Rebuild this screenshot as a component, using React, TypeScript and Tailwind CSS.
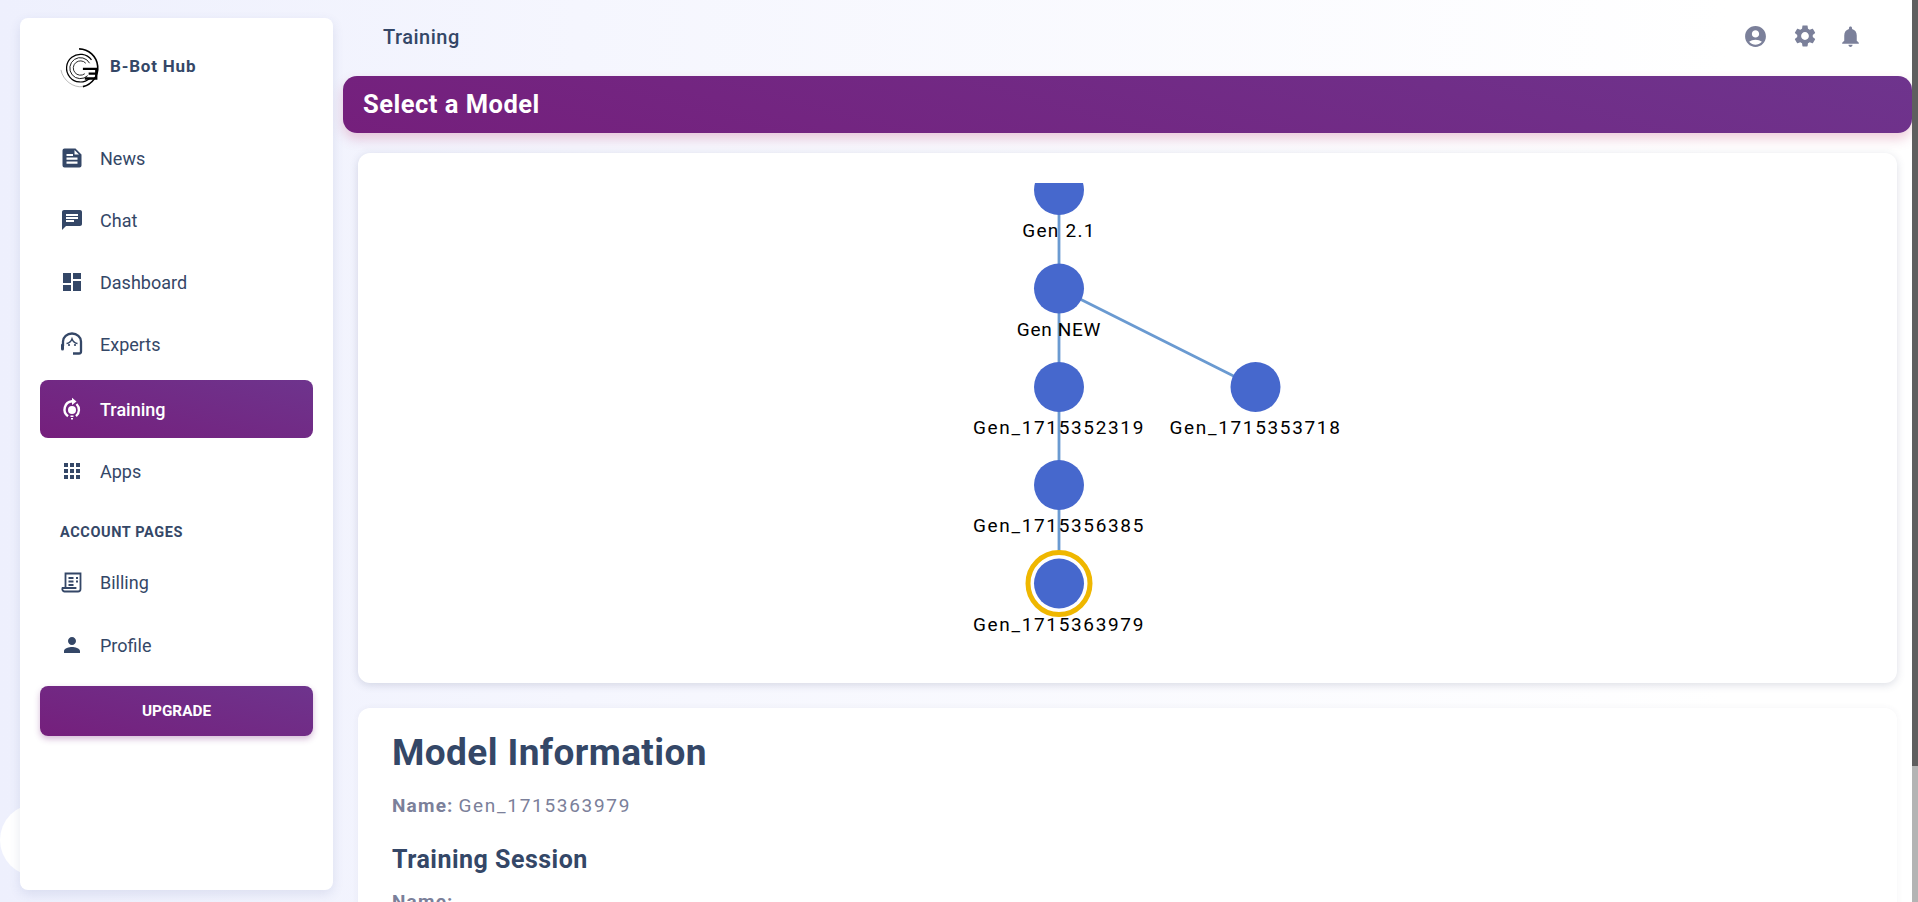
import React from "react";

const F = "font-['Roboto','Liberation_Sans',sans-serif]";

function P({ d, className = "" }: { d: string; className?: string }) {
  return (
    <svg viewBox="0 0 24 24" fill="currentColor" className={className}>
      <path fillRule="evenodd" d={d} />
    </svg>
  );
}

const icons: Record<string, string> = {
  News: "M5 2.500h10.500L21.500 8.500V19.500a2 2 0 0 1-2 2H4.500a2 2 0 0 1-2-2V4.500a2 2 0 0 1 2-2zM6.500 8v2H13V8zM6.500 11.500v2.200H17.500v-2.200zM6.500 15.500v2.200H17.500v-2.200zM14.500 4v4.500H19z",
  Chat: "M20 2H4c-1.100 0-2 .9-2 2v18l4-4h14c1.100 0 2-.9 2-2V4c0-1.100-.9-2-2-2zM6 9h12v2H6V9zm8 5H6v-2h8v2zm4-6H6V6h12v2z",
  Dashboard: "M3 13h8V3H3v10zm0 8h8v-6H3v6zm10 0h8V11h-8v10zm0-18v6h8V3h-8z",
  Apps: "M4 8h4V4H4v4zm6 12h4v-4h-4v4zm-6 0h4v-4H4v4zm0-6h4v-4H4v4zm6 0h4v-4h-4v4zm6-10v4h4V4h-4zm-6 4h4V4h-4v4zm6 6h4v-4h-4v4zm0 6h4v-4h-4v4z",
  Profile: "M12 12c2.210 0 4-1.790 4-4s-1.790-4-4-4-4 1.790-4 4 1.790 4 4 4zm0 2c-2.670 0-8 1.340-8 4v2h16v-2c0-2.660-5.330-4-8-4z",
};

function Experts() {
  return (
    <svg viewBox="0 0 24 24" fill="none" stroke="currentColor" strokeWidth="2.300" className="w-6 h-6">
      <path d="M3 14v-4.500a9 8 0 0 1 18 0v10a2 2 0 0 1-2 2h-6" />
      <path d="M6.500 11.500c2.500-.2 4.500-2 5.500-4.500 1 2.500 3 4.300 5.500 4.500" strokeWidth="1.600" />
      <circle cx="9" cy="13" r="1.100" fill="currentColor" stroke="none" />
      <circle cx="15" cy="13" r="1.100" fill="currentColor" stroke="none" />
      <path d="M2.500 13v4" strokeWidth="3" strokeLinecap="round" />
    </svg>
  );
}

function TrainingIcon() {
  return (
    <svg viewBox="0 0 24 24" fill="none" stroke="currentColor" className="w-6 h-6">
      <path d="M8 19.200A8.300 8.300 0 0 1 12 4.200h1.500" strokeWidth="2.400" />
      <path d="M16.500 7a8.300 8.300 0 0 1-.5 12.200" strokeWidth="2.400" />
      <path d="M12 .8l4.500 3.700L12 8z" fill="currentColor" stroke="none" />
      <circle cx="12" cy="13" r="4" fill="currentColor" stroke="none" />
      <path d="M10.500 18.500h3v1.500h-3zM11 21h2v1.500h-2z" fill="currentColor" stroke="none" />
    </svg>
  );
}

function BillingIcon() {
  return (
    <svg viewBox="0 0 24 24" fill="none" stroke="currentColor" strokeWidth="1.800" className="w-6 h-6">
      <path d="M5.500 18V3.500h15V19a2.500 2.500 0 0 1-2.500 2.500H4.500A2.500 2.500 0 0 1 2.500 18h13v1" />
      <path d="M8.500 8h5M8.500 11.500h5M8.500 15h5M16 8h2M16 11.500h2" />
    </svg>
  );
}

function Item({ label, icon, active }: { label: string; icon: React.ReactNode; active?: boolean }) {
  return (
    <div
      className={
        active
          ? "flex items-center h-[58px] rounded-lg mx-5 pl-[20px] gap-[16px] text-white font-medium bg-[linear-gradient(15deg,#751f7c,#6e348d)] text-[18px]"
          : "flex items-center h-[58px] rounded-lg mx-5 pl-[20px] gap-[16px] text-[#344767] text-[18px]"
      }
    >
      <span className="w-6 h-6 flex items-center justify-center shrink-0">{icon}</span>
      <span>{label}</span>
    </div>
  );
}

function Logo() {
  return (
    <svg viewBox="0 0 44 44" className="w-[42px] h-[42px] shrink-0" fill="none">
      <path d="M20 2A20 20 0 0 1 24 41.500" stroke="#000" strokeWidth="1.700" />
      <path d="M31 33A14.500 14.500 0 1 1 33 13.500" stroke="#000" strokeWidth="1.300" />
      <path d="M29 30A11 11 0 1 1 31 17" stroke="#111" strokeWidth="1" />
      <path d="M26 28A7.500 7.500 0 1 1 27 17" stroke="#222" strokeWidth="1" />
      <path d="M1 24C3 35 14 43 24 41.500" stroke="#888" strokeWidth=".6" />
      <path d="M24 23h14v5h-8h8v5H26" stroke="#000" strokeWidth="2.400" />
    </svg>
  );
}

function Node({ cx, cy, label, ls }: { cx: number; cy: number; label: string; ls: number }) {
  return (
    <>
      <circle cx={cx} cy={cy} r="25" fill="#4668cd" />
      <text x={cx} y={cy + 47} textAnchor="middle" fontSize="19" fontFamily="Roboto, sans-serif" letterSpacing={ls} fill="#000">
        {label}
      </text>
    </>
  );
}

function Tree() {
  return (
    <svg width="1539" height="530" viewBox="358 153 1539 530" className="block">
      <defs>
        <clipPath id="c">
          <rect x="358" y="183" width="1539" height="480" />
        </clipPath>
      </defs>
      <g clipPath="url(#c)">
        <g stroke="#6a9ad1" strokeWidth="2.800">
          <path d="M1059 190V583M1059 288.500L1255.500 387" />
        </g>
        <Node cx={1059} cy={190} label="Gen 2.1" ls={1.3} />
        <Node cx={1059} cy={288.5} label="Gen NEW" ls={0.7} />
        <Node cx={1059} cy={387} label="Gen_1715352319" ls={1.65} />
        <Node cx={1255.5} cy={387} label="Gen_1715353718" ls={1.65} />
        <Node cx={1059} cy={485} label="Gen_1715356385" ls={1.65} />
        <circle cx="1059" cy="583.5" r="31" fill="#fff" stroke="#efb700" strokeWidth="5" />
        <Node cx={1059} cy={583.5} label="Gen_1715363979" ls={1.65} />
      </g>
    </svg>
  );
}

export default function App() {
  return (
    <div className={`${F} relative w-[1918px] h-[902px] overflow-hidden flex bg-gradient-to-r from-[#eef0fd] via-[#f5f6fe] via-30% to-white to-90% text-[#344767]`}>
      <div className="absolute left-0 top-[804px] w-[72px] h-[72px] rounded-full bg-white" />
      <aside className="relative z-10 ml-5 mt-[18px] w-[313px] h-[872px] shrink-0 rounded-lg bg-white shadow-[0_4px_12px_rgba(60,70,140,0.12)] flex flex-col">
        <div className="flex items-center h-[42px] mt-[29px] ml-[40px] gap-[8px]">
          <Logo />
          <span className="font-bold text-[17px] tracking-[0.8px] relative -top-[1px]">B-Bot Hub</span>
        </div>
        <nav className="mt-[40px]">
          <Item label="News" icon={<P d={icons.News} className="w-6 h-6" />} />
          <div className="mt-[4px]"><Item label="Chat" icon={<P d={icons.Chat} className="w-6 h-6" />} /></div>
          <div className="mt-[4px]"><Item label="Dashboard" icon={<P d={icons.Dashboard} className="w-6 h-6" />} /></div>
          <div className="mt-[4px]"><Item label="Experts" icon={<Experts />} /></div>
          <div className="mt-[7px]"><Item label="Training" active icon={<TrainingIcon />} /></div>
          <div className="mt-[4px]"><Item label="Apps" icon={<P d={icons.Apps} className="w-6 h-6" />} /></div>
          <div className="mt-[18px] ml-[40px] h-[30px] flex items-center text-[14.500px] font-bold tracking-[0.6px]">ACCOUNT PAGES</div>
          <div className="mt-[5px]"><Item label="Billing" icon={<BillingIcon />} /></div>
          <div className="mt-[5px]"><Item label="Profile" icon={<P d={icons.Profile} className="w-6 h-6" />} /></div>
        </nav>
        <div className="mx-5 mt-[12px] h-[50px] rounded-lg bg-[linear-gradient(15deg,#751f7c,#6e348d)] text-white font-bold text-[15.300px] flex items-center justify-center shadow-[0_3px_6px_rgba(117,31,124,0.3)]">
          UPGRADE
        </div>
      </aside>

      <main className="ml-[10px] w-[1569px] shrink-0 flex flex-col">
        <header className="h-[76px] shrink-0 flex items-start justify-between">
          <span className="ml-[40px] mt-[25px] font-medium text-[20px] leading-[24px] tracking-[0.5px]">Training</span>
          <div className="flex items-center gap-[24px] mt-[23px] mr-[49px] text-[#7b809a]">
            <P className="w-[25px] h-[25px]" d="M12 2C6.480 2 2 6.480 2 12s4.480 10 10 10 10-4.480 10-10S17.520 2 12 2zm0 4c1.930 0 3.500 1.570 3.500 3.500S13.930 13 12 13s-3.500-1.570-3.500-3.500S10.070 6 12 6zm0 14c-2.030 0-4.430-.82-6.140-2.880C7.550 15.800 9.680 15 12 15s4.450.8 6.140 2.120C16.430 19.180 14.030 20 12 20z" />
            <P className="w-[26px] h-[26px]" d="M19.140 12.940c.04-.3.060-.61.060-.94 0-.32-.02-.64-.07-.94l2.030-1.580c.18-.14.230-.41.120-.61l-1.920-3.320c-.12-.22-.37-.29-.59-.22l-2.390.96c-.5-.38-1.030-.7-1.620-.94l-.36-2.540c-.04-.24-.24-.41-.48-.41h-3.840c-.24 0-.43.17-.47.41l-.36 2.540c-.59.24-1.130.57-1.620.94l-2.390-.96c-.22-.08-.47 0-.59.22L2.740 8.870c-.12.21-.08.47.12.61l2.030 1.580c-.05.3-.09.63-.09.94s.02.64.07.94l-2.030 1.580c-.18.14-.23.41-.12.61l1.920 3.320c.12.22.37.29.59.22l2.390-.96c.5.38 1.030.7 1.620.94l.36 2.540c.05.24.24.41.48.41h3.840c.24 0 .44-.17.47-.41l.36-2.540c.59-.24 1.130-.56 1.620-.94l2.390.96c.22.08.47 0 .59-.22l1.920-3.320c.12-.22.07-.47-.12-.61l-2.010-1.580zM12 15.600c-1.980 0-3.600-1.620-3.600-3.600s1.620-3.600 3.600-3.600 3.600 1.620 3.600 3.600-1.620 3.600-3.600 3.600z" />
            <P className="w-[25px] h-[25px] -ml-[4px]" d="M12 22c1.100 0 2-.9 2-2h-4c0 1.100.9 2 2 2zm6-6v-5c0-3.070-1.630-5.640-4.500-6.320V4c0-.83-.67-1.500-1.500-1.500s-1.500.67-1.500 1.500v.68C7.640 5.360 6 7.920 6 11v5l-2 2v1h16v-1l-2-2z" />
          </div>
        </header>

        <div className="h-[57px] shrink-0 rounded-[14px] bg-[linear-gradient(15deg,#751f7c,#6e348d)] flex items-center pl-5 text-white font-bold text-[25.500px] tracking-[0.5px] shadow-[0_6px_12px_rgba(190,60,110,0.25)]">
          Select a Model
        </div>

        <section className="mt-[20px] mx-[15px] h-[530px] shrink-0 rounded-xl bg-white shadow-[0_2px_8px_rgba(60,70,110,0.18)] overflow-hidden">
          <Tree />
        </section>

        <section className="mt-[25px] mx-[15px] h-[300px] shrink-0 rounded-t-xl bg-white px-[34px] pt-[22px] shadow-[0_0_6px_rgba(60,70,110,0.06)]">
          <h1 className="text-[37px] leading-[46px] font-bold tracking-[0.4px]">Model Information</h1>
          <p className="mt-[18px] text-[19px] leading-[24px] text-[#7b809a]"><b className="tracking-[1.2px]">Name:</b> <span className="tracking-[1.7px]">Gen_1715363979</span></p>
          <h2 className="mt-[26px] text-[25px] leading-[32px] font-bold tracking-[0.5px]">Training Session</h2>
          <p className="mt-[14px] text-[19px] leading-[24px] text-[#7b809a] tracking-[1.2px] font-bold">Name:</p>
        </section>
      </main>
      <div className="absolute right-0 top-0 w-[6px] h-[902px] bg-[#b4b4b4] flex flex-col">
        <div className="h-[766px] bg-[#5f5f5f]" />
      </div>
    </div>
  );
}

▶ Goal
Copy out every line of the data that includes the word "React".

▶ Full response
Rebuild this screenshot as a component, using React, TypeScript and Tailwind CSS.
import React from "react";
function Item({ label, icon, active }: { label: string; icon: React.ReactNode; active?: boolean }) {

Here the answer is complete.